Rod Stewart Night (BBC2) kicks off with a compilation of performances from the BBC archive (8pm), followed by his 2019 Reel Stories interview with Dermot O’Leary (9.30pm) and then a Hyde Park concert from 2015 (9.30pm). It wraps up with Imagine... (10.35pm), filmed at his homes in Beverly Hills and Essex.
Sunday
The national broadcaster will have a sizeable chunk of the Irish viewing audience (although not this particular tiny fragment of it) in its pocket tonight as it unveils two of its biggest draws: Dancing With The Stars (RTÉ1, 6.30pm) and Room To Improve (RTÉ1, 9.30pm). You know what to expect from both.
The final season of His Dark Materials (BBC1, 7pm) reaches the halfway point and things are getting, well, even darker. Lyra travels to the Land of the Dead to rescue her murdered friend Roger, but there’s a price to be paid by her and her beloved daemon Pan. It might be advisable to have a box of tissues within easy reach.
For some of us, even the most traumatic moments of Happy Valley (BBC1, 9pm) — and there have been plenty — can’t possibly compare to the horror of realising that Midsomer Murders (ITV1, 8pm) is not just still around, but actually embarking on its 22nd season.
The guest star in this first instalment is none other than the erstwhile Inspector Lewis himself, Kevin Whately, playing a member of an operatic society.

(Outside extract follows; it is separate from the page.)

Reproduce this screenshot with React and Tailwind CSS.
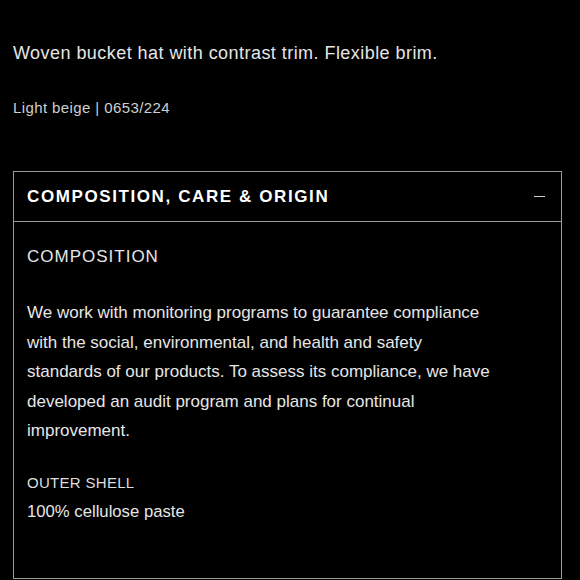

Also returning tonight is Call The Midwife (BBC1, 8pm). As usual, there’s a dollop of social commentary in the script.
Racism rears its ugly head, making Jamaican-born Lucille (Leonie Elliott) wonder if she and her husband Cyril (Zephryn Taitte) are unwelcome in the country they chose to make their home.
The 911 call reporting the fatal shooting of actress Lana Clarkson at Phil Spector’s LA mansion in 2003 is the starting point of the four-part documentary Spector (Sky Documentaries, 9pm; full series available on demand), which then reels back through a career marked by cruelty, controlling behaviour and a lifelong obsession with firearms (he once fired a handgun inches from John Lennon’s ear).